> To be done: Exactly as written, quote every line that follows, skipping the images.

> Supplied data:
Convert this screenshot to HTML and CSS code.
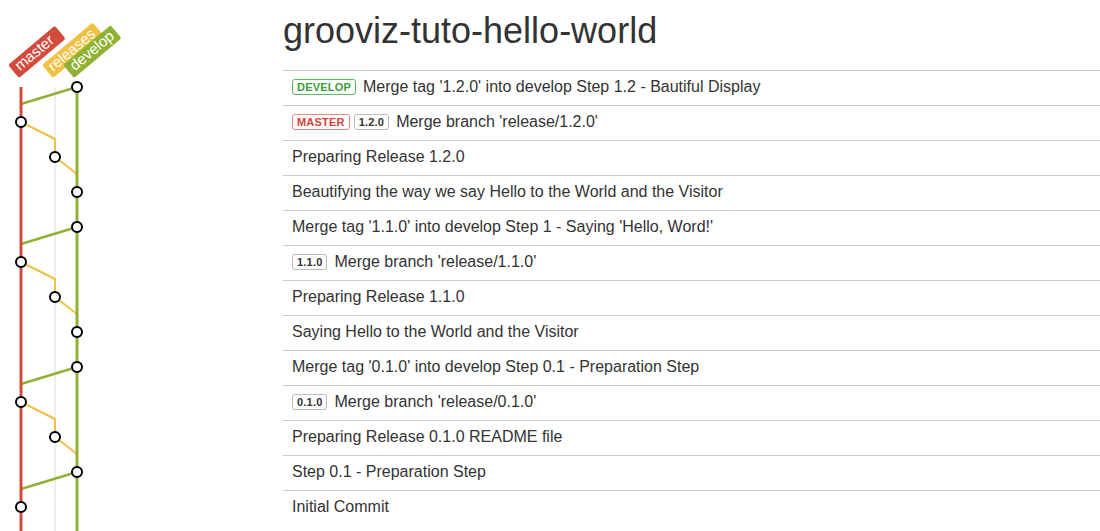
FILE: index.html
```html
<!DOCTYPE html>
<html>
<head>
<meta charset="utf-8">
<link rel="stylesheet" href="styles.css">
</head>
<body>
<div class="page">
  <div class="graph">
    <svg width="283" height="531" viewBox="0 0 283 531" xmlns="http://www.w3.org/2000/svg">
      <g class="labels" font-family="Liberation Sans, Arial, sans-serif" font-size="15" fill="#fff">
        <g transform="translate(19 78) rotate(-40)">
          <rect x="0" y="-17" width="61" height="17" rx="2" fill="#d24b3c"/>
          <text x="5" y="-4.5">master</text>
        </g>
        <g transform="translate(53 78) rotate(-40)">
          <rect x="0" y="-17" width="66" height="17" rx="2" fill="#f1c143"/>
          <text x="4" y="-4.5">releases</text>
        </g>
        <g transform="translate(74 78) rotate(-40)">
          <rect x="0" y="-17" width="62" height="17" rx="2" fill="#8fb234"/>
          <text x="5" y="-4.5">develop</text>
        </g>
      </g>
      <line x1="55" y1="87" x2="55" y2="531" stroke="#dddddd" stroke-width="1"/>
      <g fill="none" stroke-linejoin="round">
        <polyline points="77,87 21,104" stroke="#8fb234" stroke-width="2.5"/>
        <polyline points="77,227 21,244" stroke="#8fb234" stroke-width="2.5"/>
        <polyline points="77,367 21,384" stroke="#8fb234" stroke-width="2.5"/>
        <polyline points="77,472 21,489" stroke="#8fb234" stroke-width="2.5"/>
        <polyline points="21,122 55,139 55,157 77,174" stroke="#f1c143" stroke-width="2"/>
        <polyline points="21,262 55,279 55,297 77,314" stroke="#f1c143" stroke-width="2"/>
        <polyline points="21,402 55,419 55,437 77,454" stroke="#f1c143" stroke-width="2"/>
      </g>
      <line x1="21" y1="87" x2="21" y2="531" stroke="#d24b3c" stroke-width="3"/>
      <line x1="77" y1="87" x2="77" y2="531" stroke="#8fb234" stroke-width="3"/>
      <g fill="#fff" stroke="#000" stroke-width="2">
        <circle cx="77" cy="87" r="5"/>
        <circle cx="21" cy="122" r="5"/>
        <circle cx="55" cy="157" r="5"/>
        <circle cx="77" cy="192" r="5"/>
        <circle cx="77" cy="227" r="5"/>
        <circle cx="21" cy="262" r="5"/>
        <circle cx="55" cy="297" r="5"/>
        <circle cx="77" cy="332" r="5"/>
        <circle cx="77" cy="367" r="5"/>
        <circle cx="21" cy="402" r="5"/>
        <circle cx="55" cy="437" r="5"/>
        <circle cx="77" cy="472" r="5"/>
        <circle cx="21" cy="507" r="5"/>
      </g>
    </svg>
  </div>
  <div class="main">
    <h1 class="title">grooviz-tuto-hello-world</h1>
    <ul class="commits">
      <li class="commit"><span class="tag tag-develop">DEVELOP</span>Merge tag '1.2.0' into develop Step 1.2 - Bautiful Display</li>
      <li class="commit"><span class="tag tag-master">MASTER</span><span class="tag tag-version">1.2.0</span>Merge branch 'release/1.2.0'</li>
      <li class="commit">Preparing Release 1.2.0</li>
      <li class="commit">Beautifying the way we say Hello to the World and the Visitor</li>
      <li class="commit">Merge tag '1.1.0' into develop Step 1 - Saying 'Hello, Word!'</li>
      <li class="commit"><span class="tag tag-version">1.1.0</span>Merge branch 'release/1.1.0'</li>
      <li class="commit">Preparing Release 1.1.0</li>
      <li class="commit">Saying Hello to the World and the Visitor</li>
      <li class="commit">Merge tag '0.1.0' into develop Step 0.1 - Preparation Step</li>
      <li class="commit"><span class="tag tag-version">0.1.0</span>Merge branch 'release/0.1.0'</li>
      <li class="commit">Preparing Release 0.1.0 README file</li>
      <li class="commit">Step 0.1 - Preparation Step</li>
      <li class="commit">Initial Commit</li>
    </ul>
  </div>
</div>
</body>
</html>
```
FILE: styles.css
```css
html, body {
  margin: 0;
  padding: 0;
  background: #fff;
}
body {
  font-family: "Liberation Sans", Arial, Helvetica, sans-serif;
  color: #333;
  overflow: hidden;
}
.page {
  display: flex;
  align-items: flex-start;
}
.graph {
  width: 283px;
  flex: none;
}
.graph svg {
  display: block;
}
.main {
  flex: 1;
  min-width: 0;
}
.title {
  margin: 11px 0 19px 0;
  font-size: 36px;
  line-height: 40px;
  font-weight: normal;
  color: #333;
}
.commits {
  list-style: none;
  margin: 0;
  padding: 0;
}
.commit {
  display: flex;
  align-items: center;
  height: 32px;
  border-top: 1px solid #cccccc;
  padding: 0 9px 2px;
  font-size: 16px;
  white-space: nowrap;
}
.tag {
  display: inline-block;
  font-size: 11px;
  font-weight: bold;
  line-height: 14px;
  padding: 0 4px;
  border: 1px solid #bbb;
  border-radius: 3px;
  margin-right: 4px;
  letter-spacing: 0.2px;
}
.tag:last-of-type {
  margin-right: 7px;
}
.tag-develop {
  color: #3a9b3a;
  border-color: #5cb85c;
  padding: 0 4px;
}
.tag-master {
  color: #d0453e;
  border-color: #e08a85;
  padding: 0 4px;
}
.tag-version {
  color: #333;
  border-color: #bbb;
}
```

> Solved exercise:
Convert this screenshot to HTML and CSS code.
FILE: index.html
```html
<!DOCTYPE html>
<html>
<head>
<meta charset="utf-8">
<link rel="stylesheet" href="styles.css">
</head>
<body>
<div class="page">
  <div class="graph">
    <svg width="283" height="531" viewBox="0 0 283 531" xmlns="http://www.w3.org/2000/svg">
      <g class="labels" font-family="Liberation Sans, Arial, sans-serif" font-size="15" fill="#fff">
        <g transform="translate(19 78) rotate(-40)">
          <rect x="0" y="-17" width="61" height="17" rx="2" fill="#d24b3c"/>
          <text x="5" y="-4.5">master</text>
        </g>
        <g transform="translate(53 78) rotate(-40)">
          <rect x="0" y="-17" width="66" height="17" rx="2" fill="#f1c143"/>
          <text x="4" y="-4.5">releases</text>
        </g>
        <g transform="translate(74 78) rotate(-40)">
          <rect x="0" y="-17" width="62" height="17" rx="2" fill="#8fb234"/>
          <text x="5" y="-4.5">develop</text>
        </g>
      </g>
      <line x1="55" y1="87" x2="55" y2="531" stroke="#dddddd" stroke-width="1"/>
      <g fill="none" stroke-linejoin="round">
        <polyline points="77,87 21,104" stroke="#8fb234" stroke-width="2.5"/>
        <polyline points="77,227 21,244" stroke="#8fb234" stroke-width="2.5"/>
        <polyline points="77,367 21,384" stroke="#8fb234" stroke-width="2.5"/>
        <polyline points="77,472 21,489" stroke="#8fb234" stroke-width="2.5"/>
        <polyline points="21,122 55,139 55,157 77,174" stroke="#f1c143" stroke-width="2"/>
        <polyline points="21,262 55,279 55,297 77,314" stroke="#f1c143" stroke-width="2"/>
        <polyline points="21,402 55,419 55,437 77,454" stroke="#f1c143" stroke-width="2"/>
      </g>
      <line x1="21" y1="87" x2="21" y2="531" stroke="#d24b3c" stroke-width="3"/>
      <line x1="77" y1="87" x2="77" y2="531" stroke="#8fb234" stroke-width="3"/>
      <g fill="#fff" stroke="#000" stroke-width="2">
        <circle cx="77" cy="87" r="5"/>
        <circle cx="21" cy="122" r="5"/>
        <circle cx="55" cy="157" r="5"/>
        <circle cx="77" cy="192" r="5"/>
        <circle cx="77" cy="227" r="5"/>
        <circle cx="21" cy="262" r="5"/>
        <circle cx="55" cy="297" r="5"/>
        <circle cx="77" cy="332" r="5"/>
        <circle cx="77" cy="367" r="5"/>
        <circle cx="21" cy="402" r="5"/>
        <circle cx="55" cy="437" r="5"/>
        <circle cx="77" cy="472" r="5"/>
        <circle cx="21" cy="507" r="5"/>
      </g>
    </svg>
  </div>
  <div class="main">
    <h1 class="title">grooviz-tuto-hello-world</h1>
    <ul class="commits">
      <li class="commit"><span class="tag tag-develop">DEVELOP</span>Merge tag '1.2.0' into develop Step 1.2 - Bautiful Display</li>
      <li class="commit"><span class="tag tag-master">MASTER</span><span class="tag tag-version">1.2.0</span>Merge branch 'release/1.2.0'</li>
      <li class="commit">Preparing Release 1.2.0</li>
      <li class="commit">Beautifying the way we say Hello to the World and the Visitor</li>
      <li class="commit">Merge tag '1.1.0' into develop Step 1 - Saying 'Hello, Word!'</li>
      <li class="commit"><span class="tag tag-version">1.1.0</span>Merge branch 'release/1.1.0'</li>
      <li class="commit">Preparing Release 1.1.0</li>
      <li class="commit">Saying Hello to the World and the Visitor</li>
      <li class="commit">Merge tag '0.1.0' into develop Step 0.1 - Preparation Step</li>
      <li class="commit"><span class="tag tag-version">0.1.0</span>Merge branch 'release/0.1.0'</li>
      <li class="commit">Preparing Release 0.1.0 README file</li>
      <li class="commit">Step 0.1 - Preparation Step</li>
      <li class="commit">Initial Commit</li>
    </ul>
  </div>
</div>
</body>
</html>
```
FILE: styles.css
```css
html, body {
  margin: 0;
  padding: 0;
  background: #fff;
}
body {
  font-family: "Liberation Sans", Arial, Helvetica, sans-serif;
  color: #333;
  overflow: hidden;
}
.page {
  display: flex;
  align-items: flex-start;
}
.graph {
  width: 283px;
  flex: none;
}
.graph svg {
  display: block;
}
.main {
  flex: 1;
  min-width: 0;
}
.title {
  margin: 11px 0 19px 0;
  font-size: 36px;
  line-height: 40px;
  font-weight: normal;
  color: #333;
}
.commits {
  list-style: none;
  margin: 0;
  padding: 0;
}
.commit {
  display: flex;
  align-items: center;
  height: 32px;
  border-top: 1px solid #cccccc;
  padding: 0 9px 2px;
  font-size: 16px;
  white-space: nowrap;
}
.tag {
  display: inline-block;
  font-size: 11px;
  font-weight: bold;
  line-height: 14px;
  padding: 0 4px;
  border: 1px solid #bbb;
  border-radius: 3px;
  margin-right: 4px;
  letter-spacing: 0.2px;
}
.tag:last-of-type {
  margin-right: 7px;
}
.tag-develop {
  color: #3a9b3a;
  border-color: #5cb85c;
  padding: 0 4px;
}
.tag-master {
  color: #d0453e;
  border-color: #e08a85;
  padding: 0 4px;
}
.tag-version {
  color: #333;
  border-color: #bbb;
}
```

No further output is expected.